If we get all the persons from the database, including the addresses and randomize the results and just print out the names of those persons, that's where it all goes wrong.
As a result, i sometimes get 4 persons, sometimes 5 and sometimes 3, and i expect 3. Always.
e.g.:
- Person 1
- Person 3
- Person 1
- Person 3
- Person 2
So.. it's copying/cloning data! And that's not cool..
It just seems that EF looses track of what addresses are a child of which person..
The generated SQL query is this:
SELECT
[Project1].[ID] AS [ID],
[Project1].[Name] AS [Name],
[Project1].[C2] AS [C1],
[Project1].[ID1] AS [ID1],
[Project1].[AdressLine] AS [AdressLine],
[Project1].[Person_ID] AS [Person_ID]
FROM ( SELECT
NEWID() AS [C1],
[Extent1].[ID] AS [ID],
[Extent1].[Name] AS [Name],
[Extent2].[ID] AS [ID1],
[Extent2].[AdressLine] AS [AdressLine],
[Extent2].[Person_ID] AS [Person_ID],
CASE WHEN ([Extent2].[ID] IS NULL) THEN CAST(NULL AS int) ELSE 1 END AS [C2]

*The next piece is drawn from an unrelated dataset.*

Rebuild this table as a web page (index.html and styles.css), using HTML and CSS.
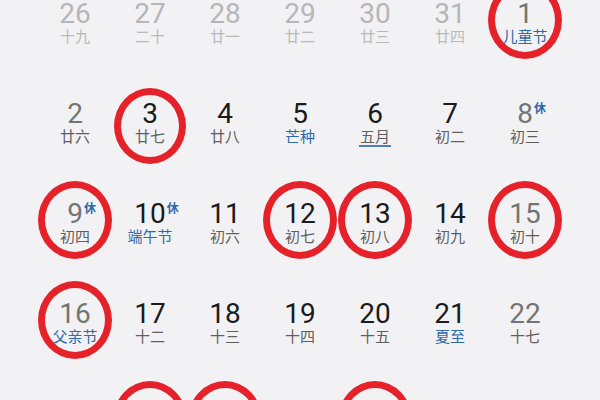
FILE: index.html
```html
<!DOCTYPE html>
<html lang="zh">
<head>
<meta charset="utf-8">
<link rel="stylesheet" href="styles.css">
</head>
<body>
<div class="month">
  <div class="cell prev"><span class="num">26</span><span class="lunar">十九</span></div>
  <div class="cell prev"><span class="num">27</span><span class="lunar">二十</span></div>
  <div class="cell prev"><span class="num">28</span><span class="lunar">廿一</span></div>
  <div class="cell prev"><span class="num">29</span><span class="lunar">廿二</span></div>
  <div class="cell prev"><span class="num">30</span><span class="lunar">廿三</span></div>
  <div class="cell prev"><span class="num">31</span><span class="lunar">廿四</span></div>
  <div class="cell wkend"><span class="num">1</span><span class="lunar fest">儿童节</span><span class="ring"></span></div>

  <div class="cell wkend"><span class="num">2</span><span class="lunar">廿六</span></div>
  <div class="cell"><span class="num">3</span><span class="lunar">廿七</span><span class="ring low"></span></div>
  <div class="cell"><span class="num">4</span><span class="lunar">廿八</span></div>
  <div class="cell"><span class="num">5</span><span class="lunar fest">芒种</span></div>
  <div class="cell"><span class="num">6</span><span class="lunar today">五月</span></div>
  <div class="cell"><span class="num">7</span><span class="lunar">初二</span></div>
  <div class="cell wkend"><span class="num">8<span class="rest">休</span></span><span class="lunar">初三</span></div>

  <div class="cell wkend"><span class="num">9<span class="rest">休</span></span><span class="lunar">初四</span><span class="ring"></span></div>
  <div class="cell"><span class="num">10<span class="rest">休</span></span><span class="lunar fest">端午节</span></div>
  <div class="cell"><span class="num">11</span><span class="lunar">初六</span></div>
  <div class="cell"><span class="num">12</span><span class="lunar">初七</span><span class="ring"></span></div>
  <div class="cell"><span class="num">13</span><span class="lunar">初八</span><span class="ring"></span></div>
  <div class="cell"><span class="num">14</span><span class="lunar">初九</span></div>
  <div class="cell wkend"><span class="num">15</span><span class="lunar">初十</span><span class="ring"></span></div>

  <div class="cell wkend"><span class="num">16</span><span class="lunar fest">父亲节</span><span class="ring"></span></div>
  <div class="cell"><span class="num">17</span><span class="lunar">十二</span></div>
  <div class="cell"><span class="num">18</span><span class="lunar">十三</span></div>
  <div class="cell"><span class="num">19</span><span class="lunar">十四</span></div>
  <div class="cell"><span class="num">20</span><span class="lunar">十五</span></div>
  <div class="cell"><span class="num">21</span><span class="lunar fest">夏至</span></div>
  <div class="cell wkend"><span class="num">22</span><span class="lunar">十七</span></div>

  <div class="cell"></div>
  <div class="cell"><span class="ring"></span></div>
  <div class="cell"><span class="ring"></span></div>
  <div class="cell"></div>
  <div class="cell"><span class="ring"></span></div>
  <div class="cell"></div>
  <div class="cell"></div>
</div>
</body>
</html>
```
FILE: styles.css
```css
html, body {
  margin: 0;
  padding: 0;
  background: #f2f2f4;
  overflow: hidden;
  height: 400px;
}
.month {
  display: grid;
  grid-template-columns: repeat(7, 75px);
  grid-auto-rows: 100px;
  padding-left: 37.5px;
  height: 400px;
  overflow: hidden;
}
.cell {
  position: relative;
  display: flex;
  flex-direction: column;
  align-items: center;
}
.num {
  position: relative;
  font-family: Roboto, "Noto Sans", sans-serif;
  font-size: 28px;
  line-height: 28px;
  color: #1b1b1b;
}
.wkend .num { color: #747474; }
.prev .num { color: #b6b6b8; }
.lunar {
  font-family: "Noto Sans CJK SC", "Noto Sans", sans-serif;
  font-size: 15px;
  line-height: 15px;
  color: #5f5f5f;
}
.prev .lunar { color: #b9b9bb; }
.lunar.fest { color: #2f67aa; }
.lunar.today {
  border-bottom: 2px solid #4f7bb6;
  padding: 0 1px 2px;
}
.rest {
  position: absolute;
  left: calc(100% + 1px);
  top: 2px;
  font-family: "Noto Sans CJK SC", sans-serif;
  font-size: 12px;
  line-height: 12px;
  font-weight: 700;
  color: #2f67aa;
}
.ring {
  position: absolute;
  left: 50%;
  top: 20px;
  width: 74px;
  height: 78px;
  box-sizing: border-box;
  border: 7px solid #e5222a;
  border-radius: 50%;
  transform: translate(-50%, -50%);
}
.ring.low { top: 26px; width: 72px; height: 76px; }
```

FROM [People] AS [Extent1]
LEFT OUTER JOIN [Addresses] AS [Extent2] ON [Extent1].[ID] = [Extent2].[Person_ID]
) AS [Project1]
ORDER BY [Project1].[C1] ASC, [Project1].[ID] ASC, [Project1].[C2] ASC
Workarounds
- If i remove the
.Include(p =>p.Addresses)
from the query, everything goes fine. but of course the addresses aren't loaded and accessing that collection will make a new call to the database every time. - I can first get the data from the database and randomize later by just adding a .ToList() before the .OrderBy.. like this:
var persons = db.Persons.Include(p => p.Addresses).ToList().OrderBy(p => Guid.NewGuid());
Does anybody have any idea of why it is happening like this?
Might this be a bug in the SQL generation?